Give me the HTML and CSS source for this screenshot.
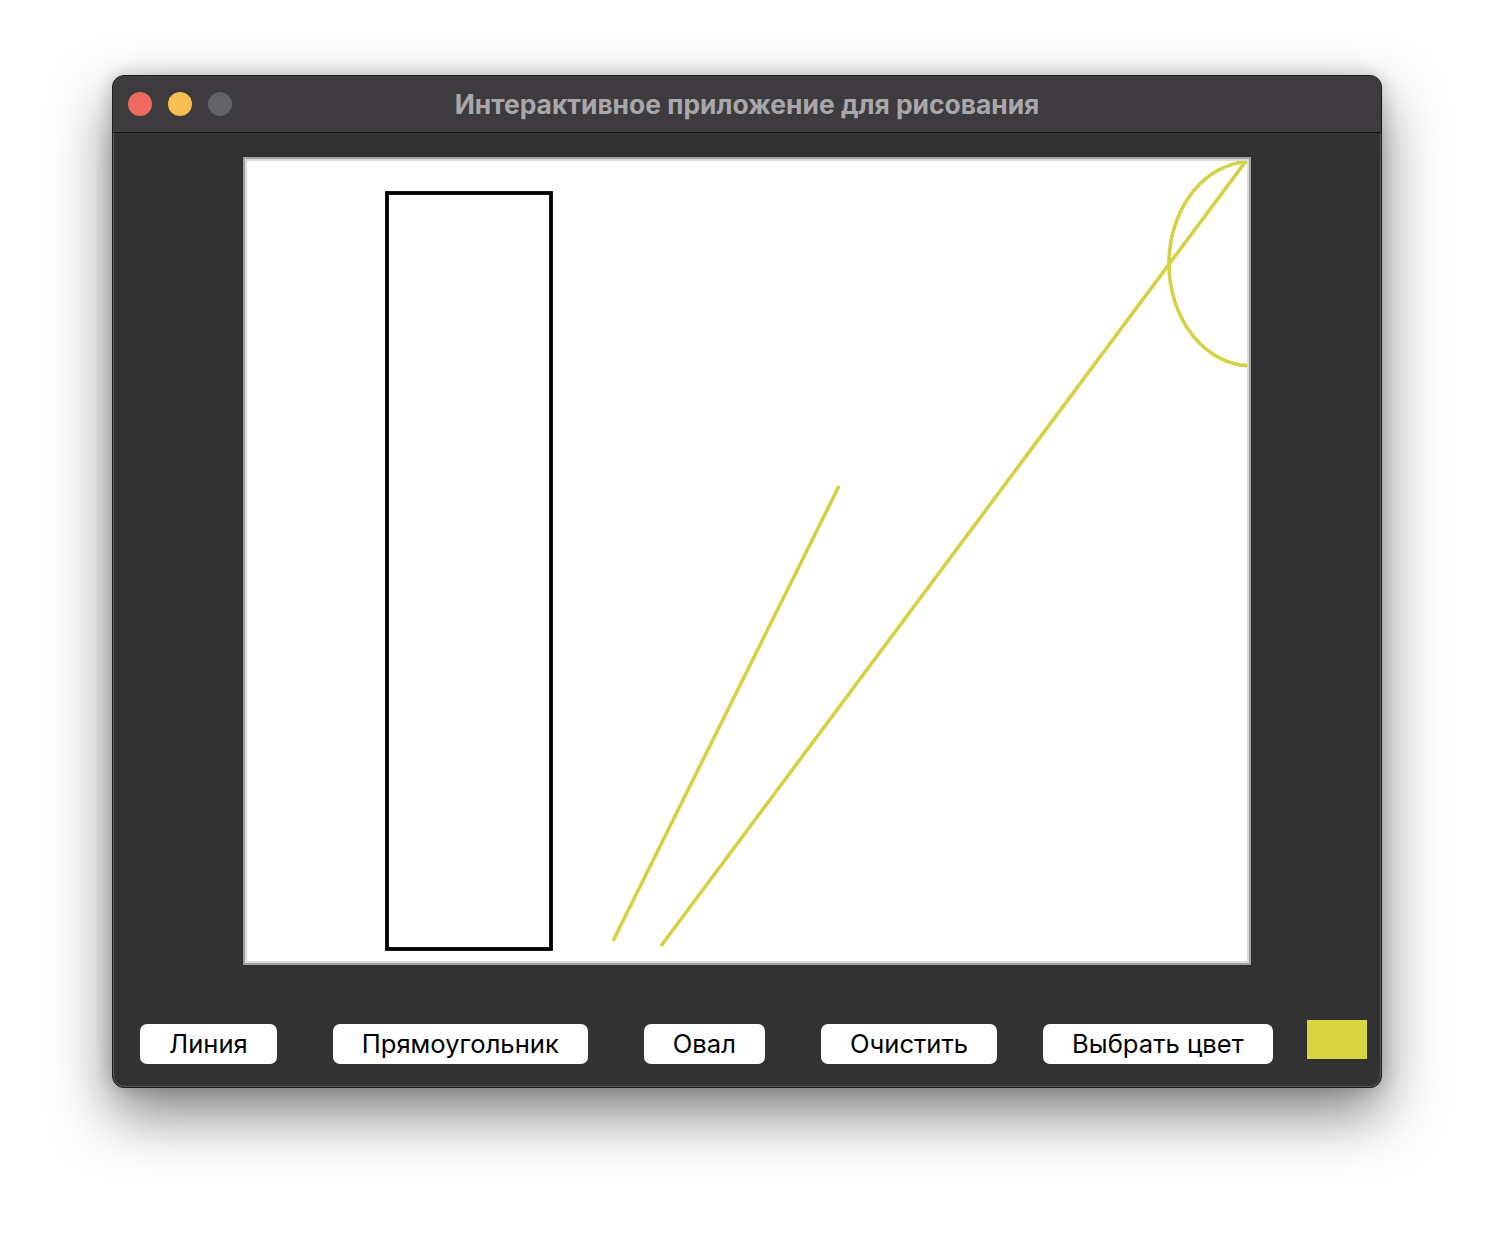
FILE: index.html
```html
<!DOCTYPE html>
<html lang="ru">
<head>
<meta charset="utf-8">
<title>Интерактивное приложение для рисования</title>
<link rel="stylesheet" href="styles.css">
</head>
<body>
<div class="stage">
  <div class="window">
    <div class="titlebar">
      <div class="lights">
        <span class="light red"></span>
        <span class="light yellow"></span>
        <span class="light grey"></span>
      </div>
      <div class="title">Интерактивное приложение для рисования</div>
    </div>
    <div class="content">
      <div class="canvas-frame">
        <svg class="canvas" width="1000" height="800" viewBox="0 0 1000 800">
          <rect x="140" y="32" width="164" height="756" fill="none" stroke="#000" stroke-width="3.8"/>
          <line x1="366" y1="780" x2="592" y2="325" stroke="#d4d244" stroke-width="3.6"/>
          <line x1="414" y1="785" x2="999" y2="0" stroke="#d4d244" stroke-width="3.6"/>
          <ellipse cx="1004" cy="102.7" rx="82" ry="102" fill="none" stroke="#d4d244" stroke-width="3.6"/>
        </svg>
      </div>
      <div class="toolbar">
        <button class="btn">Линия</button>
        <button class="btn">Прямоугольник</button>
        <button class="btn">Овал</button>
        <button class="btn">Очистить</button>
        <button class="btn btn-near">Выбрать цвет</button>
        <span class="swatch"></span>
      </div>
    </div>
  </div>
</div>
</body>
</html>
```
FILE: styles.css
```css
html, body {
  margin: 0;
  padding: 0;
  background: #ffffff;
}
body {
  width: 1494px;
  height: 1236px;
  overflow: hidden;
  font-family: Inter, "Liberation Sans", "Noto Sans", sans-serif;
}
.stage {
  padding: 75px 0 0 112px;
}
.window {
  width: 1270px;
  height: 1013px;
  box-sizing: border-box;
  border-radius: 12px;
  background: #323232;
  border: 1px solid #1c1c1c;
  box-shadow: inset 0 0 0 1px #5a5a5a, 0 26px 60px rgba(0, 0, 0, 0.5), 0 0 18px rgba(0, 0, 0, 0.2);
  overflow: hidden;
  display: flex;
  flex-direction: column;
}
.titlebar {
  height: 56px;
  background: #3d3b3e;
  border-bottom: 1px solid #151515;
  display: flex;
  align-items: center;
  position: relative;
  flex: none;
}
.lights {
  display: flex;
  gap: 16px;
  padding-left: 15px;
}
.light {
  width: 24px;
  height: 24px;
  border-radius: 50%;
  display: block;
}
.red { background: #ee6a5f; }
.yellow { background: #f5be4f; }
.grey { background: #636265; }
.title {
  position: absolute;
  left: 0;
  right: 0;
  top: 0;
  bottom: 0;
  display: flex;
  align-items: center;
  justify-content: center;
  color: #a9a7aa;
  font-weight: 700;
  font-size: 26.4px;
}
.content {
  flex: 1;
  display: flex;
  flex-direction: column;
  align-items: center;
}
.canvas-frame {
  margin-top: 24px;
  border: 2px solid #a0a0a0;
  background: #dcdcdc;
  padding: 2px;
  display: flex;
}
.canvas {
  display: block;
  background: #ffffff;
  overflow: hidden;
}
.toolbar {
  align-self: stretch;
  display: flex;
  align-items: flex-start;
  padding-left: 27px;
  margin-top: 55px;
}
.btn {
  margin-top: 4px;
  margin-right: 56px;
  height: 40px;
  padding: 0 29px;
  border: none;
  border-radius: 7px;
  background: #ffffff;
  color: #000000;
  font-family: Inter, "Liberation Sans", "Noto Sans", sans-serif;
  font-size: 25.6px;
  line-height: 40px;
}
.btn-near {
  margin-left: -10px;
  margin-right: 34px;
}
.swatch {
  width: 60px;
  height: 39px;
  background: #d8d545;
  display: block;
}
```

### TASK OBJECTIVE
Reproduce the data above in full, exactly as it is, with the pictures left out.

### RESPONSE BELOW
Give me the HTML and CSS source for this screenshot.
FILE: index.html
```html
<!DOCTYPE html>
<html lang="ru">
<head>
<meta charset="utf-8">
<title>Интерактивное приложение для рисования</title>
<link rel="stylesheet" href="styles.css">
</head>
<body>
<div class="stage">
  <div class="window">
    <div class="titlebar">
      <div class="lights">
        <span class="light red"></span>
        <span class="light yellow"></span>
        <span class="light grey"></span>
      </div>
      <div class="title">Интерактивное приложение для рисования</div>
    </div>
    <div class="content">
      <div class="canvas-frame">
        <svg class="canvas" width="1000" height="800" viewBox="0 0 1000 800">
          <rect x="140" y="32" width="164" height="756" fill="none" stroke="#000" stroke-width="3.8"/>
          <line x1="366" y1="780" x2="592" y2="325" stroke="#d4d244" stroke-width="3.6"/>
          <line x1="414" y1="785" x2="999" y2="0" stroke="#d4d244" stroke-width="3.6"/>
          <ellipse cx="1004" cy="102.7" rx="82" ry="102" fill="none" stroke="#d4d244" stroke-width="3.6"/>
        </svg>
      </div>
      <div class="toolbar">
        <button class="btn">Линия</button>
        <button class="btn">Прямоугольник</button>
        <button class="btn">Овал</button>
        <button class="btn">Очистить</button>
        <button class="btn btn-near">Выбрать цвет</button>
        <span class="swatch"></span>
      </div>
    </div>
  </div>
</div>
</body>
</html>
```
FILE: styles.css
```css
html, body {
  margin: 0;
  padding: 0;
  background: #ffffff;
}
body {
  width: 1494px;
  height: 1236px;
  overflow: hidden;
  font-family: Inter, "Liberation Sans", "Noto Sans", sans-serif;
}
.stage {
  padding: 75px 0 0 112px;
}
.window {
  width: 1270px;
  height: 1013px;
  box-sizing: border-box;
  border-radius: 12px;
  background: #323232;
  border: 1px solid #1c1c1c;
  box-shadow: inset 0 0 0 1px #5a5a5a, 0 26px 60px rgba(0, 0, 0, 0.5), 0 0 18px rgba(0, 0, 0, 0.2);
  overflow: hidden;
  display: flex;
  flex-direction: column;
}
.titlebar {
  height: 56px;
  background: #3d3b3e;
  border-bottom: 1px solid #151515;
  display: flex;
  align-items: center;
  position: relative;
  flex: none;
}
.lights {
  display: flex;
  gap: 16px;
  padding-left: 15px;
}
.light {
  width: 24px;
  height: 24px;
  border-radius: 50%;
  display: block;
}
.red { background: #ee6a5f; }
.yellow { background: #f5be4f; }
.grey { background: #636265; }
.title {
  position: absolute;
  left: 0;
  right: 0;
  top: 0;
  bottom: 0;
  display: flex;
  align-items: center;
  justify-content: center;
  color: #a9a7aa;
  font-weight: 700;
  font-size: 26.4px;
}
.content {
  flex: 1;
  display: flex;
  flex-direction: column;
  align-items: center;
}
.canvas-frame {
  margin-top: 24px;
  border: 2px solid #a0a0a0;
  background: #dcdcdc;
  padding: 2px;
  display: flex;
}
.canvas {
  display: block;
  background: #ffffff;
  overflow: hidden;
}
.toolbar {
  align-self: stretch;
  display: flex;
  align-items: flex-start;
  padding-left: 27px;
  margin-top: 55px;
}
.btn {
  margin-top: 4px;
  margin-right: 56px;
  height: 40px;
  padding: 0 29px;
  border: none;
  border-radius: 7px;
  background: #ffffff;
  color: #000000;
  font-family: Inter, "Liberation Sans", "Noto Sans", sans-serif;
  font-size: 25.6px;
  line-height: 40px;
}
.btn-near {
  margin-left: -10px;
  margin-right: 34px;
}
.swatch {
  width: 60px;
  height: 39px;
  background: #d8d545;
  display: block;
}
```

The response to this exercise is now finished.